-- begin --

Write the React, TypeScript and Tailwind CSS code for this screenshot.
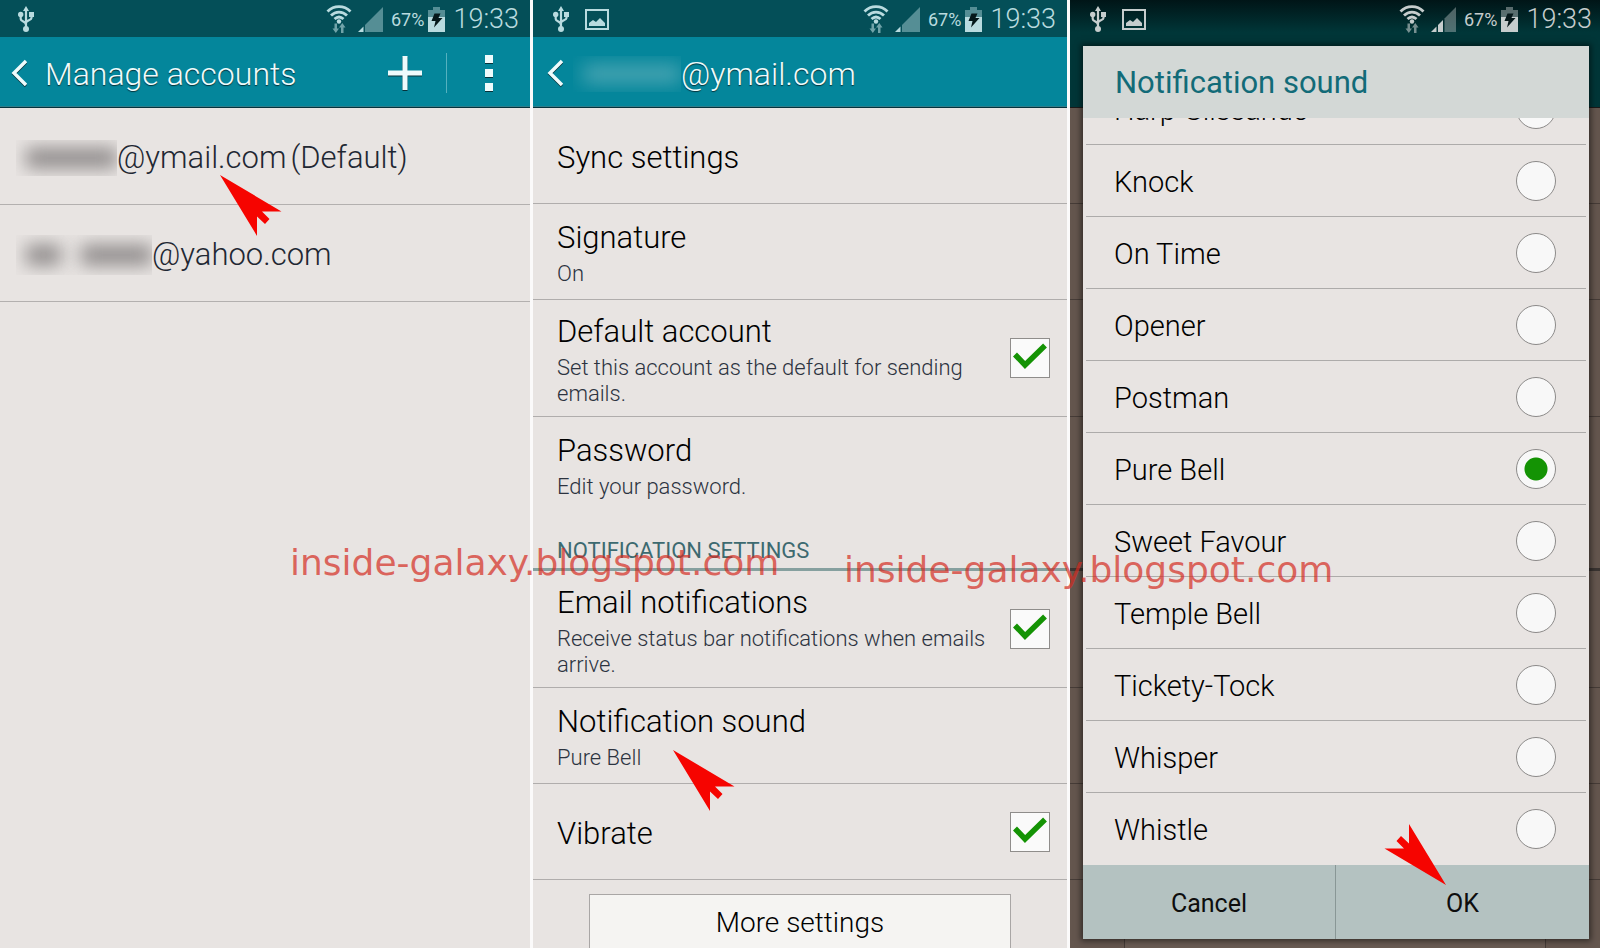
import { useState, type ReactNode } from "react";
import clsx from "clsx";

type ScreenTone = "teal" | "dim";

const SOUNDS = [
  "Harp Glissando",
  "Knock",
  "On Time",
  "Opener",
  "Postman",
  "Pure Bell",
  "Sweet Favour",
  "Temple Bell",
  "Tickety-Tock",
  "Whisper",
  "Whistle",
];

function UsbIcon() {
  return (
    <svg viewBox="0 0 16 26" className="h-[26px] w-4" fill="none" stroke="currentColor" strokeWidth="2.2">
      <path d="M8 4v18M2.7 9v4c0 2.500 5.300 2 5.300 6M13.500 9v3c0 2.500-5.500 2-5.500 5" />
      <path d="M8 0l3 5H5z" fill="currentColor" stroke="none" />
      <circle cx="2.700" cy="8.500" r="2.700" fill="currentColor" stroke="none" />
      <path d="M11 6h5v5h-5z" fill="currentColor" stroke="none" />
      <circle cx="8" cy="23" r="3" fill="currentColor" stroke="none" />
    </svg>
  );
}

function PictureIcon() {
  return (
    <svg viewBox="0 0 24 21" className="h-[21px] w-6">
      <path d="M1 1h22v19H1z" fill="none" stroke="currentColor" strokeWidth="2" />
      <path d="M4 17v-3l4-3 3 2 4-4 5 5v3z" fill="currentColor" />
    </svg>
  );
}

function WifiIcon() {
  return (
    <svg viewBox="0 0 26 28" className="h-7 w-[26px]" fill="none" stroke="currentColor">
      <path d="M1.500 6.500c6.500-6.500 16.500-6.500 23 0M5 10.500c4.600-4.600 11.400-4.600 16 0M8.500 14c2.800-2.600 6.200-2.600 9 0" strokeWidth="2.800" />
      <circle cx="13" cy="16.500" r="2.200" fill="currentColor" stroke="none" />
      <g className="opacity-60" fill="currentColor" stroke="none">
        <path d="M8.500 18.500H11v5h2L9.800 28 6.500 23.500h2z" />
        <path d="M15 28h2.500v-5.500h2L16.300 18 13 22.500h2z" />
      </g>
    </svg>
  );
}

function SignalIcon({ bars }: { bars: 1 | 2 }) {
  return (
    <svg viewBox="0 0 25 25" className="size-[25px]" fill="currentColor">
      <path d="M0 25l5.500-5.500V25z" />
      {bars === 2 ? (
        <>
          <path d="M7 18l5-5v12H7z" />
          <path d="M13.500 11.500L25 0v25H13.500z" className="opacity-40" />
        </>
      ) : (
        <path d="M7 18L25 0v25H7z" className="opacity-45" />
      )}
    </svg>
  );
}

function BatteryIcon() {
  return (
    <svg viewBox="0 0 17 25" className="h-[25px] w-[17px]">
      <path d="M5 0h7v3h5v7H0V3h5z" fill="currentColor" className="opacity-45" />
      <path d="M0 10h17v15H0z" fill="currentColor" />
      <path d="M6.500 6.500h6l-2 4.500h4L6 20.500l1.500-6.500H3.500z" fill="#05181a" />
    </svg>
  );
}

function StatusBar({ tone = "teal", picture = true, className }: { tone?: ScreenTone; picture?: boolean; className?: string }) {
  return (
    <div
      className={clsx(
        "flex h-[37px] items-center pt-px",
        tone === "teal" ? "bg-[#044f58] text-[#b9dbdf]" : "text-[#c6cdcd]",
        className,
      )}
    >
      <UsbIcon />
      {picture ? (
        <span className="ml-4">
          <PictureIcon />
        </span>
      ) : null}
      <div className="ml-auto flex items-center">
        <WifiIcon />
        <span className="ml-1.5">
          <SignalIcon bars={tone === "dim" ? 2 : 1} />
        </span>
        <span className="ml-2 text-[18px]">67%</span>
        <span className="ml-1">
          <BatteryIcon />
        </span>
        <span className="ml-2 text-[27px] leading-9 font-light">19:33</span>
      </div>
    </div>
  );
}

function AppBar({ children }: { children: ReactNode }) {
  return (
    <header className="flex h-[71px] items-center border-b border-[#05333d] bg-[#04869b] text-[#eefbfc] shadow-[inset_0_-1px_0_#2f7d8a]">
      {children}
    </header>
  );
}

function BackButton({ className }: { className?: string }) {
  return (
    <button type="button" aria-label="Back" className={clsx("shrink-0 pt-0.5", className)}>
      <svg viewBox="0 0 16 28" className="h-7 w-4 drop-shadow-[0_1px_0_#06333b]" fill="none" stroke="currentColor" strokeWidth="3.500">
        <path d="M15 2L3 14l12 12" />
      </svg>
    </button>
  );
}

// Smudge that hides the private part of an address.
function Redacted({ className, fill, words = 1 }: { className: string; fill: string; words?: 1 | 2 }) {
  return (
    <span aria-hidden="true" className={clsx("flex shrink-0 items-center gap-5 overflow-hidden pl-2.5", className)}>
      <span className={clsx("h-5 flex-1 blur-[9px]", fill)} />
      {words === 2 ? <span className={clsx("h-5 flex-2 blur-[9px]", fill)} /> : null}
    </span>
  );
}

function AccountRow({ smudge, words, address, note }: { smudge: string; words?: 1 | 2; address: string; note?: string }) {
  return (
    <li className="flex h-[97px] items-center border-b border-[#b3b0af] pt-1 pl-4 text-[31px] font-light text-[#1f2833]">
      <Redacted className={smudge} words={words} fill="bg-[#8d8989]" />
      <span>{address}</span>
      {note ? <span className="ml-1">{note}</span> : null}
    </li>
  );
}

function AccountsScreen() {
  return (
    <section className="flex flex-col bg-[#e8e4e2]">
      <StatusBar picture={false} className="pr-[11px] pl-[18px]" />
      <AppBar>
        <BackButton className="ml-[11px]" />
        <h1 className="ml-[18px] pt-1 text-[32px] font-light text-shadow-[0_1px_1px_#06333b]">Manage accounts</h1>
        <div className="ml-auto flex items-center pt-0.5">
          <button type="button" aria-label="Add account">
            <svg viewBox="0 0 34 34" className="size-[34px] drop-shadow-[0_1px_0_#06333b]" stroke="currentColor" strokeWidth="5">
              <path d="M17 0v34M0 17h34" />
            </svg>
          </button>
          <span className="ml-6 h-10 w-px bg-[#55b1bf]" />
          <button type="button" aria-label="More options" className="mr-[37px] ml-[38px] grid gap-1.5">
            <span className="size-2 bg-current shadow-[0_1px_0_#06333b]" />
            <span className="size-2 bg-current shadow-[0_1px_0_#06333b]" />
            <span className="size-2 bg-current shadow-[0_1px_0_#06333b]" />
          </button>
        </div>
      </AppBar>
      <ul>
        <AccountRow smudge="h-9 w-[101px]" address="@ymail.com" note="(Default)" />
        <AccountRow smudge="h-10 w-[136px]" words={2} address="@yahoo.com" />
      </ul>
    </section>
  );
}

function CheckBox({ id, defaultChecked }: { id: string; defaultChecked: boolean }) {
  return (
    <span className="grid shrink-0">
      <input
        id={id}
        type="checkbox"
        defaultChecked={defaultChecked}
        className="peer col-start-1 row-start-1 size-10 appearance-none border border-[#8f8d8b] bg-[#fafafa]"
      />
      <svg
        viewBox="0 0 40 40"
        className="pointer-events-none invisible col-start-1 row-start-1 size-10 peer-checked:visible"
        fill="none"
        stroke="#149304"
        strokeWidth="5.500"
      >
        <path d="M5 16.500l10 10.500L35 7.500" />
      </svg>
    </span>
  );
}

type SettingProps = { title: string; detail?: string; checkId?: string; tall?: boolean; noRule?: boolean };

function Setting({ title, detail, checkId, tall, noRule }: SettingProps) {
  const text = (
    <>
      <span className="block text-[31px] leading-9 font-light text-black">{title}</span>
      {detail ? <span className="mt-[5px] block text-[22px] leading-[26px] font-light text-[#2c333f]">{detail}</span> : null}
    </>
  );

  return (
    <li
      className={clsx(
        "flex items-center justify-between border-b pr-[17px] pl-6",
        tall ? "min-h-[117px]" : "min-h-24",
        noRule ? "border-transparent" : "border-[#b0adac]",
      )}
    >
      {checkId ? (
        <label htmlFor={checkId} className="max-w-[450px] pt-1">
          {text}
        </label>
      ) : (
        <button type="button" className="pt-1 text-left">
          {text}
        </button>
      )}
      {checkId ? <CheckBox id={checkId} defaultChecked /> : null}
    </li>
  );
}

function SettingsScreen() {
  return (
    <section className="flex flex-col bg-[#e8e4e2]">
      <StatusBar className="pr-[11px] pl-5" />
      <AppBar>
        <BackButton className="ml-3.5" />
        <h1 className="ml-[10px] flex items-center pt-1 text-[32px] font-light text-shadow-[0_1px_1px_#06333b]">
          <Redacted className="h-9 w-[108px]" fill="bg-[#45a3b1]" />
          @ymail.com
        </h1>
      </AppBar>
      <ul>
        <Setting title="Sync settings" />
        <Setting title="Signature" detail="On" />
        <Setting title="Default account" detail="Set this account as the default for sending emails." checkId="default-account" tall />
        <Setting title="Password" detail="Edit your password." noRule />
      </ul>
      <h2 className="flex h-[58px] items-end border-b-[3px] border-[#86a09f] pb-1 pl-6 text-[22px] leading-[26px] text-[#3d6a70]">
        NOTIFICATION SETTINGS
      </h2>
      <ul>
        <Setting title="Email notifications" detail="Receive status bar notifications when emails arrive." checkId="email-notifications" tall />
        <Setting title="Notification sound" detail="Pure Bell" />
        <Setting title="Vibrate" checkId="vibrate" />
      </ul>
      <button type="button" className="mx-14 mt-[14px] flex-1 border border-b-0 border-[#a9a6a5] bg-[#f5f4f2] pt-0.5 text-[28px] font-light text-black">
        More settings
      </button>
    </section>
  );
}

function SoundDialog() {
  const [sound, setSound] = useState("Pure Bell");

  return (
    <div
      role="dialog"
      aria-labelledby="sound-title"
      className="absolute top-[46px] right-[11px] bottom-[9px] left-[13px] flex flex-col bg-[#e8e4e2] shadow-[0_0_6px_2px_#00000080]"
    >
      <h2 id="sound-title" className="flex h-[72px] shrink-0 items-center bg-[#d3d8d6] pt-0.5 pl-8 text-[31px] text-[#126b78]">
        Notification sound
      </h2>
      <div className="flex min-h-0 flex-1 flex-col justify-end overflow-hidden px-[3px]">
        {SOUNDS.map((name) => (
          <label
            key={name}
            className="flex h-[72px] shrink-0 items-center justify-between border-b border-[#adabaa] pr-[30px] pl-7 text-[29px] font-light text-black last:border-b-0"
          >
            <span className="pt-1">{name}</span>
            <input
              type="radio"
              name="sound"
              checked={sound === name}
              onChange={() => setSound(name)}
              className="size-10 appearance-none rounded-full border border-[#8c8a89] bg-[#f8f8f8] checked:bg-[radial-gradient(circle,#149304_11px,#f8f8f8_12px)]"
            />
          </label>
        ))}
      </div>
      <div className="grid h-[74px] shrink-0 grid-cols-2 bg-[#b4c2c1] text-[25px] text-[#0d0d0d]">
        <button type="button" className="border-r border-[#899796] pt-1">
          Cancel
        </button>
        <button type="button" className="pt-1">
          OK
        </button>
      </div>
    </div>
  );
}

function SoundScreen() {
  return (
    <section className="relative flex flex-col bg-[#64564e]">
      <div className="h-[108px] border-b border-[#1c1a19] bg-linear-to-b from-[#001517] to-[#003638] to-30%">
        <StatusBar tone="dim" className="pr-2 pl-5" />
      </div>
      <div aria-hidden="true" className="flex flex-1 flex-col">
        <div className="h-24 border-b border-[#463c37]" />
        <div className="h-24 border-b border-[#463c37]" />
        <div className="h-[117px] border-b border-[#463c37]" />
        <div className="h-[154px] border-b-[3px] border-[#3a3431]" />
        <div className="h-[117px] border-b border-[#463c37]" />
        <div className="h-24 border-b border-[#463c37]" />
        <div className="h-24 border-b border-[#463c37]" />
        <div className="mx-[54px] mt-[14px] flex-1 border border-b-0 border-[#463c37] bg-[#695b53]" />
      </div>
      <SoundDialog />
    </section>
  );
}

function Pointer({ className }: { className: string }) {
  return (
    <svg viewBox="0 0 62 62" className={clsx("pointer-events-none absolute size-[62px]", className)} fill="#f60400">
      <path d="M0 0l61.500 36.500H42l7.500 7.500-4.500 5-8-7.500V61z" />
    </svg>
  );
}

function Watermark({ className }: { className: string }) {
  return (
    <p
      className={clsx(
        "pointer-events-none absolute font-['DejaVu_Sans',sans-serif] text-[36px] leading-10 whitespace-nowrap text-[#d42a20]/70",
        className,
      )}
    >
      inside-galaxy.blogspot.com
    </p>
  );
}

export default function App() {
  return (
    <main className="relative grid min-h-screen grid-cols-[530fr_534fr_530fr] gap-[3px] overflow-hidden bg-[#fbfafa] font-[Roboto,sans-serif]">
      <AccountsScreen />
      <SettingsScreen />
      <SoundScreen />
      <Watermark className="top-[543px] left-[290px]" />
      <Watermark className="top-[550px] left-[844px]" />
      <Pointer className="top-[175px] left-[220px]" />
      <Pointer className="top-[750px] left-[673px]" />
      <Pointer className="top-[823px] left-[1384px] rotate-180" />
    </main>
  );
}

-- end --

== DIRECTION ==
Say how many lines include the word "this"; reply with the number alone.

== FINAL ANSWER ==
2